From the entries that follow, gather each line holding the word "this".
— START —
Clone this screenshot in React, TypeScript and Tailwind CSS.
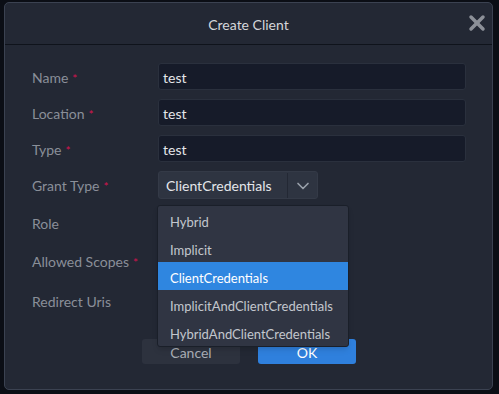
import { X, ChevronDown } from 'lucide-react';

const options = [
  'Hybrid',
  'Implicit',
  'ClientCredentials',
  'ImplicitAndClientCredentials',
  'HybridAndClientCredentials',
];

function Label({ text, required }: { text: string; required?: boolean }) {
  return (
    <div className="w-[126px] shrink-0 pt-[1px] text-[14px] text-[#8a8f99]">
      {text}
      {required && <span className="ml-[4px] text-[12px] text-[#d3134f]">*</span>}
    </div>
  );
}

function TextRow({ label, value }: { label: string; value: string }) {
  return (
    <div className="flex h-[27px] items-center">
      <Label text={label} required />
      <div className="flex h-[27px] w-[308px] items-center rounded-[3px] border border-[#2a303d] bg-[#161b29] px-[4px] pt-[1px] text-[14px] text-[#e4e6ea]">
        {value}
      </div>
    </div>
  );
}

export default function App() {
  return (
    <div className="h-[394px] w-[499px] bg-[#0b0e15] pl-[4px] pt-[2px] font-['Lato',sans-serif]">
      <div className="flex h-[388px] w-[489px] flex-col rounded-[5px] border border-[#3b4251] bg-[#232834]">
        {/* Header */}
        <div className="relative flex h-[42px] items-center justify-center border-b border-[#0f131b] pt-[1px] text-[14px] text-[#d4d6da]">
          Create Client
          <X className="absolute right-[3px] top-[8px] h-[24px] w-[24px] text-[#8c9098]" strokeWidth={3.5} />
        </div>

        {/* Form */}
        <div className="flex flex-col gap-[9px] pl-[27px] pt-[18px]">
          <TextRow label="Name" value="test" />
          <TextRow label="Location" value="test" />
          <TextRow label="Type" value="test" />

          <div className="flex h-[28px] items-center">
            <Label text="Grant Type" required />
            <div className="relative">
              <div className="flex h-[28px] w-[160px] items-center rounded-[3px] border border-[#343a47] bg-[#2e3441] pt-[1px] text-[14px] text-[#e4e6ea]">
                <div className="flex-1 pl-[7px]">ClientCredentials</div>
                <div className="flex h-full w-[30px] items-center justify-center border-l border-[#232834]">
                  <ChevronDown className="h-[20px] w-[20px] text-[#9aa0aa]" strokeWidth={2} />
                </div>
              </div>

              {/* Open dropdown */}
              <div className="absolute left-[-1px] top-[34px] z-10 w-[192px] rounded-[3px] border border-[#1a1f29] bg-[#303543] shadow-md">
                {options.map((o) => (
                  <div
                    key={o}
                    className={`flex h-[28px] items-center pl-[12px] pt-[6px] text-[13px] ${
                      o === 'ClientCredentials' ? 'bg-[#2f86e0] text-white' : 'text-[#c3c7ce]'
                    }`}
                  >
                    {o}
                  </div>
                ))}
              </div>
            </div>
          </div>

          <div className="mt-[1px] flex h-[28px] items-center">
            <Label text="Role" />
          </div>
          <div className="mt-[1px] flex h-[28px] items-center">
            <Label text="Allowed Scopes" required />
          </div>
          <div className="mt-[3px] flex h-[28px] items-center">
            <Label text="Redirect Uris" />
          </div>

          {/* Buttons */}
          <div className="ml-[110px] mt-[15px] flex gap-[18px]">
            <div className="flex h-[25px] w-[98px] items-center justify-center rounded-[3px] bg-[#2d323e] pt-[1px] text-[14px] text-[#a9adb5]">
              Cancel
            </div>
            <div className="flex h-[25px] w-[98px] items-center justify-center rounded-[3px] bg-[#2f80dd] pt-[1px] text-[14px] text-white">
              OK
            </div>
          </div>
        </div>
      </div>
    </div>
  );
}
— END —
— START —
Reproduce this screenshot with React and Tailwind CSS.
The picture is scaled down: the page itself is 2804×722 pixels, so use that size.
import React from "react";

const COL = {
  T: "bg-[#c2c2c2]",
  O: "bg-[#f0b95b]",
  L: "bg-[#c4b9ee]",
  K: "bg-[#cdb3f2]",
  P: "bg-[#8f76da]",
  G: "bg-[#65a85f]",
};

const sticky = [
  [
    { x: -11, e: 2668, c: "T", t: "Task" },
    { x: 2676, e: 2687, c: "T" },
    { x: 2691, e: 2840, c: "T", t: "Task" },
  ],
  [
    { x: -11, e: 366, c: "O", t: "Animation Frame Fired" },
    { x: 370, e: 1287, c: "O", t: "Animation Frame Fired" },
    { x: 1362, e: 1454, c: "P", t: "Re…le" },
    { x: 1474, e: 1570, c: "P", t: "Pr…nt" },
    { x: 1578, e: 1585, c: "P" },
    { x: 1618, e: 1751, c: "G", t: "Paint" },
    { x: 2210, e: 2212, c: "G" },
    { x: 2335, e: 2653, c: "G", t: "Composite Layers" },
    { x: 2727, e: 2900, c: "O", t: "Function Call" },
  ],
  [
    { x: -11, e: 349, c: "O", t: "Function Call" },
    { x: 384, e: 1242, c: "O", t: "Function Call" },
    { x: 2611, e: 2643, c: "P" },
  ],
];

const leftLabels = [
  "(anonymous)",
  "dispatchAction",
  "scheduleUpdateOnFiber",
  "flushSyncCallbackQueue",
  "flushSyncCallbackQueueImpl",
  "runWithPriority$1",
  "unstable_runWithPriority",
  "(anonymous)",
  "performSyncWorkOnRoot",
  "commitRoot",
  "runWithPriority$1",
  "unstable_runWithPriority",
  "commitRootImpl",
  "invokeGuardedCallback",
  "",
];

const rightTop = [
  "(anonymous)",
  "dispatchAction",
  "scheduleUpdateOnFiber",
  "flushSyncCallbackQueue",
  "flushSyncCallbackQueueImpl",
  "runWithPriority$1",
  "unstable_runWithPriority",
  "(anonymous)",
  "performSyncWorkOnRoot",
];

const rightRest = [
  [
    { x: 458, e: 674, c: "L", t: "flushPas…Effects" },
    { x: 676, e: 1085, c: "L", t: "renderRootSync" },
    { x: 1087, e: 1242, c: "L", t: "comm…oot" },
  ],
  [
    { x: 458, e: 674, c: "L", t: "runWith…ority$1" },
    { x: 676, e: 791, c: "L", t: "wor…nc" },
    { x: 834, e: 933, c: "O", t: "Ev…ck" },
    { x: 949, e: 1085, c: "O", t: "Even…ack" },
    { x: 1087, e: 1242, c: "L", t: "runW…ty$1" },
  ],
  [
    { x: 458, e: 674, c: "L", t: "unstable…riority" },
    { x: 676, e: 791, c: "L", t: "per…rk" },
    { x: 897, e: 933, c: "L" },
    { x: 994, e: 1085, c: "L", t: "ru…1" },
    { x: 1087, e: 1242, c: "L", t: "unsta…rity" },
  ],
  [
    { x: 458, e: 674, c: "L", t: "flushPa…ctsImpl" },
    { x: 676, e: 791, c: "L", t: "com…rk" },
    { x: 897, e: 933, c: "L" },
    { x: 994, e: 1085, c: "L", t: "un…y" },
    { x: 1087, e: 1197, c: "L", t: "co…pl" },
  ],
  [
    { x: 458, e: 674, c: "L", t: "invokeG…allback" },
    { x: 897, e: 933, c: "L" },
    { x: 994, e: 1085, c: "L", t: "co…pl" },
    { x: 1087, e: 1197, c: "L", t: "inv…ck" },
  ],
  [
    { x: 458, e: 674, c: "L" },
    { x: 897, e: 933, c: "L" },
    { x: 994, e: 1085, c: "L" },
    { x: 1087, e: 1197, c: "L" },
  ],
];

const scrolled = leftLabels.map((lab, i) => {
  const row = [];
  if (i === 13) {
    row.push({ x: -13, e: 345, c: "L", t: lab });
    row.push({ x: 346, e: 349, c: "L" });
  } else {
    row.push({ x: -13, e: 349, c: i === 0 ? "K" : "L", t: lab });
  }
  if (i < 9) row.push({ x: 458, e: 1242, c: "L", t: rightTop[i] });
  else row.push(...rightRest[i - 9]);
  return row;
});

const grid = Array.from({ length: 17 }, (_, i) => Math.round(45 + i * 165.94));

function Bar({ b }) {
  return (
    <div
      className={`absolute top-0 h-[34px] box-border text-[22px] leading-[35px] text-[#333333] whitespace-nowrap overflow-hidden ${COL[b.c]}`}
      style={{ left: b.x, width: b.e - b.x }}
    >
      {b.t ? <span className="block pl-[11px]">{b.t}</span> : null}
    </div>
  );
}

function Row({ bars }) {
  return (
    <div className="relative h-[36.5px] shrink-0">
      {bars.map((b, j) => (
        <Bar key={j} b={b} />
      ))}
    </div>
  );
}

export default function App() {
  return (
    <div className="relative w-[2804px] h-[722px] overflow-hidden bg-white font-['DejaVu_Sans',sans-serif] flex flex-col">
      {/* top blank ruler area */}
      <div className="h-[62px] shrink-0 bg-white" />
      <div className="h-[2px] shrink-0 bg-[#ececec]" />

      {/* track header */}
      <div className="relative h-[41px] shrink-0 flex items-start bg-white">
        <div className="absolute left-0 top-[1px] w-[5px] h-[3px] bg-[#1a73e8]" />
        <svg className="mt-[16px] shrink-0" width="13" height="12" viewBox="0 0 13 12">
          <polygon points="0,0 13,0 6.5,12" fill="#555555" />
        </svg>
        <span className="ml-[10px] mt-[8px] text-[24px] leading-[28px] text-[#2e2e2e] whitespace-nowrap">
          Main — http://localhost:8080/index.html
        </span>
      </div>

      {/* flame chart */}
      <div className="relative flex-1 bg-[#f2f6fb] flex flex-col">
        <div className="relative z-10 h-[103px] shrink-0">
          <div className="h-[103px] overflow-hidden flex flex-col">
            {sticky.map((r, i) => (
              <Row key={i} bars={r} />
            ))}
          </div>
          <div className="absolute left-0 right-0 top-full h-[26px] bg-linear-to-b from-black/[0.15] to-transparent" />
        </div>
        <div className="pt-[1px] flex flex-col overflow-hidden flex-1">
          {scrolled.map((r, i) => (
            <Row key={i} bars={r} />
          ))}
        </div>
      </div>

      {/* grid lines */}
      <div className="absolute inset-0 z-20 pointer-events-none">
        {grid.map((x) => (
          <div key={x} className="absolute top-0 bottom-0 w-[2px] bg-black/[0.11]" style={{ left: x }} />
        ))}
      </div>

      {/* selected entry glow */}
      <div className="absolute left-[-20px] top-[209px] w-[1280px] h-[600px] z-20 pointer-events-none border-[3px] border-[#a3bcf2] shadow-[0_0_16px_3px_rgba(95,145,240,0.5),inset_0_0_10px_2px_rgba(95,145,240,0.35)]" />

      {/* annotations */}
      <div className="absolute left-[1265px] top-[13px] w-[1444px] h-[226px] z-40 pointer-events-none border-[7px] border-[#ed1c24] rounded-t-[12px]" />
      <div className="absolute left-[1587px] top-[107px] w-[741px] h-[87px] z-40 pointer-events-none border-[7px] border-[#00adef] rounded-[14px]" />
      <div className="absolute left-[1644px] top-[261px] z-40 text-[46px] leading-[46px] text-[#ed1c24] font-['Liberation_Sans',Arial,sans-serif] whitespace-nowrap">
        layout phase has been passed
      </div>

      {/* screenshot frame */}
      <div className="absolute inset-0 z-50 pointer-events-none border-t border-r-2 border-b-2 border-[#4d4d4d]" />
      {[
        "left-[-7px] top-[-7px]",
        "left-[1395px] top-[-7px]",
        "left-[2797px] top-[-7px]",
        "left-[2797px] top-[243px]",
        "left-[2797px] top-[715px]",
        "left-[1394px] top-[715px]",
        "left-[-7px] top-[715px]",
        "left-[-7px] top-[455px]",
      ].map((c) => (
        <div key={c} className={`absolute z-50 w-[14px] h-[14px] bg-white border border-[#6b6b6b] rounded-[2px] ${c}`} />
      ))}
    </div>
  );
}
— END —
TASK RESULT>
Clone this screenshot in React, TypeScript and Tailwind CSS.
Reproduce this screenshot with React and Tailwind CSS.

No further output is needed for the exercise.